To Still Carry an Actual Camera

Smartphone cameras are getting very good, very fast.

Phones are, of course, nowadays how the vast majority of pictures are taken. I had simple point-and-shoot digital cameras before as well, but eventually upgraded my photography kit when we had our first child, on idea that I’d want baby pictures at a higher quality bar than what my phone could capture. On following the advice that the best camera “is the one that you have with you”, I went for one of the newer formats at the time, Micro Four Thirds (MFT).

The MFT standard was conceived to fill in the gap between smaller point-and-shoots and much bigger, heavier, and more expensive full-frame and crop-sensor DSLRs. Image sensor size has direct and often substantial impact on image quality1, and the format specified a sensor that was exactly half in width (18mm) and height (12mm)—hence a fourth of the size— to that of a full-frame camera (36mm × 24mm). Even when the format was new, the format was designed to be a best-of-both-worlds compromise: pretty good pictures with a growing selection of lenses, while retaining travel portability and ease-of-use.

So on suggestion of a couple of good online reviews, I carried a Panasonic GF1 for a number of years, then eventually well-regarded Olympus OM-D E-M5 Mark II.
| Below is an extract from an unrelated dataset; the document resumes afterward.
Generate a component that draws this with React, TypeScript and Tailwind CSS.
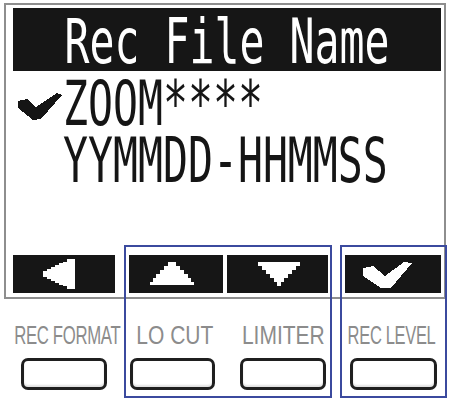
import React from "react";

const upRows: [number, number, number][] = [
  [262, 266, 4],
  [266, 270, 8],
  [270, 274, 12],
  [274, 278, 16],
  [278, 282, 19],
  [282, 285, 22],
];
const downRows: [number, number, number][] = [
  [262, 266, 21],
  [266, 270, 17],
  [270, 274, 13],
  [274, 278, 9],
  [278, 282, 5],
  [282, 286, 2],
];
const leftCols: [number, number, number][] = [
  [43, 47, 3],
  [47, 51, 5],
  [51, 55, 7],
  [55, 59, 9],
  [59, 63, 11],
  [63, 67, 12],
];

function Tab({ x, w, children, cls }: { x: number; w: number; children: React.ReactNode; cls: string }) {
  return (
    <div className={`${cls} h-[38px] bg-[#161616] shrink-0`}>
      <svg width={w} height={38} viewBox={`${x} 255 ${w} 38`} shapeRendering="crispEdges" className="block">
        {children}
      </svg>
    </div>
  );
}

export default function App() {
  const lcd = "font-['DejaVu_Sans_Mono',monospace] text-[41.5px] leading-[38px] whitespace-nowrap inline-block shrink-0 scale-y-[1.5]";
  const label = "inline-block shrink-0 whitespace-nowrap text-[25px] leading-[25px] font-['Liberation_Sans',Arial,sans-serif] text-[#8c8c8c]";
  const btn = "h-[32px] border-[3px] border-[#1f1f1f] rounded-[7px] bg-white shrink-0 shadow-[inset_0_-2px_2px_rgba(0,0,0,0.12)]";
  return (
    <div className="relative w-[451px] h-[403px] bg-white overflow-hidden">
      {/* LCD frame */}
      <div className="ml-[4px] mt-[3px] w-[442px] h-[296px] border-2 border-[#8e8e8e] flex flex-col">
        <div className="mt-[3px] ml-[7px] w-[428px] h-[63px] bg-[#161616] flex justify-center items-start shrink-0">
          <span className={`${lcd} text-white mt-[15px]`}>Rec File Name</span>
        </div>
        <div className="mt-[4px] h-[57px] flex items-start shrink-0">
          <svg width={46} height={28} viewBox="17 93 46 28" className="ml-[11px] mt-[18px] shrink-0" shapeRendering="crispEdges">
            <polygon points="18,101 27,99 36,107 57,93 62,95 41,119 33,120 18,108" fill="#151515" />
          </svg>
          <span className={`${lcd} text-[#151515] mt-[10px]`}>ZOOM****</span>
        </div>
        <div className="h-[57px] pl-[57px] flex items-start shrink-0">
          <span className={`${lcd} text-[#151515] mt-[10px]`}>YYMMDD-HHMMSS</span>
        </div>
        <div className="mt-auto mb-[4px] ml-[7px] flex">
          <Tab x={13} w={102} cls="w-[102px]">
            {leftCols.map(([a, b, h]) => (
              <rect key={a} x={a} y={274 - h} width={b - a} height={h * 2} fill="#fff" />
            ))}
            <rect x={67} y={259} width={8} height={30} fill="#fff" />
          </Tab>
          <Tab x={129} w={94} cls="ml-[14px] w-[94px]">
            {upRows.map(([a, b, h]) => (
              <rect key={a} x={172 - h} y={a} width={h * 2} height={b - a} fill="#fff" />
            ))}
          </Tab>
          <Tab x={227} w={101} cls="ml-[4px] w-[101px]">
            {downRows.map(([a, b, h]) => (
              <rect key={a} x={279 - h} y={a} width={h * 2} height={b - a} fill="#fff" />
            ))}
          </Tab>
          <Tab x={345} w={96} cls="ml-[17px] w-[96px]">
            <polygon points="363,268 373,266 385,276 404,262 412,263 391,288 381,288 363,276" fill="#fff" />
          </Tab>
        </div>
      </div>

      {/* labels */}
      <div className="mt-[24px] flex h-[25px]">
        <div className="w-[135px] flex justify-center shrink-0">
          <span className={`${label} scale-x-[0.67] tracking-[-0.5px]`}>REC FORMAT</span>
        </div>
        <div className="w-[79px] flex justify-center shrink-0">
          <span className={`${label} scale-x-[0.84]`}>LO CUT</span>
        </div>
        <div className="w-[139px] flex justify-center shrink-0">
          <span className={`${label} scale-x-[0.84]`}>LIMITER</span>
        </div>
        <div className="w-[78px] flex justify-center shrink-0">
          <span className={`${label} scale-x-[0.66] tracking-[-0.5px]`}>REC LEVEL</span>
        </div>
      </div>

      {/* buttons */}
      <div className="mt-[10px] flex">
        <div className={`${btn} ml-[21px] w-[86px]`} />
        <div className={`${btn} ml-[23px] w-[85px]`} />
        <div className={`${btn} ml-[25px] w-[86px]`} />
        <div className={`${btn} ml-[24px] w-[87px]`} />
      </div>

      {/* highlight boxes */}
      <div className="absolute left-[124px] top-[245px] w-[208px] h-[153px] border-2 border-[#3b4a9e]" />
      <div className="absolute left-[340px] top-[245px] w-[107px] h-[153px] border-2 border-[#3b4a9e]" />
    </div>
  );
}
At the same time, smartphones just got way better at taking pictures. Manufacturers saw camera quality as a differentiating feature that could still drive biannual upgrades, and invested in both the hardware and software of phone photography. On the former, the physical limitations of the small and thin phone form factor were a bump in the road, as phones got comfortable with literal bumps housing the camera module, which itself can house several lenses of varying focal lengths. On the latter, engineers realized that they have a lot more information available to them for any given photo, both via the phone’s multiple lenses2 and via taking more shots before and after the user-invoked snapshot. That additional data is enough for machine learning algorithms, instantaneously, to simulate the effects like depth of field and capturing photos in low-light.

All of that has meant that the quality edge that MFT cameras rapidly shrunk. Smartphones were already much more convenient in photos sharing and organization, and while the aforementioned effects are always doing to be simulated and imperfect, they’re often good enough, even for physical prints3. MFT cameras were never bulky, but their primary competition were designed to fit in pockets4.

On a recent family vacation, I figured that either I’d just use my smartphone like a normal traveler, or invest in something that would again realize the original vision of carrying a dedicated camera—to take and keep pictures of the kids before they grew up to be too cool for family photos. To that end, I ended up upgrading the entire kit, jumping up 2 sensor sizes to a full-frame mirrorless camera, the Sony A7III.

The camera body isn’t much bigger than other mirrorless cameras and substantially smaller than traditional DSLRs, but there is a real difference in weight and heft. Lenses are also, on the whole, much bulkier and more expensive. It’s much harder to be discreet with the entire package; compared to phones and even my previous cameras, subjects tend to be very aware that they’re having photos taken. Positively though, pictures from the A7III are noticeably sharper with more detail. Combined with how fast it is to capture light as well, and I’m finding that I get to keep a lot more photos from my new setup, which itself makes it more likely to take it out on the off-chance that I can add to the photo library.

Granted, I’m using the A7III as a specialized tool for 3:2 photography; smartphones are still more convenient in making use of other formats (square, panoramic) and videos are much easier to capture and even edit on phones. It’s hard to predict if phones, on their current trajectory, would eventually match this level of image quality given the limitations of the physical form factor. I wouldn’t be surprised if standalone cameras retain a niche but important role in photography, but I also would not want to underestimate how much is possible with annual hardware revisions and clever software.


  1. One of the primary reasons why smartphone cameras are physically constrained in optics, irregardless of megapixel count.

  2. Some flagship phone models add distance sensors on top of everything else.

  3. Anecdotally, print shops seem be now calibrating against smartphone photography, which makes complete sense given its abundance.

  4. Emphasis in the past tense, as everyone went the phablet route and concluded that sitting down with a phone in your pocket is a luxury.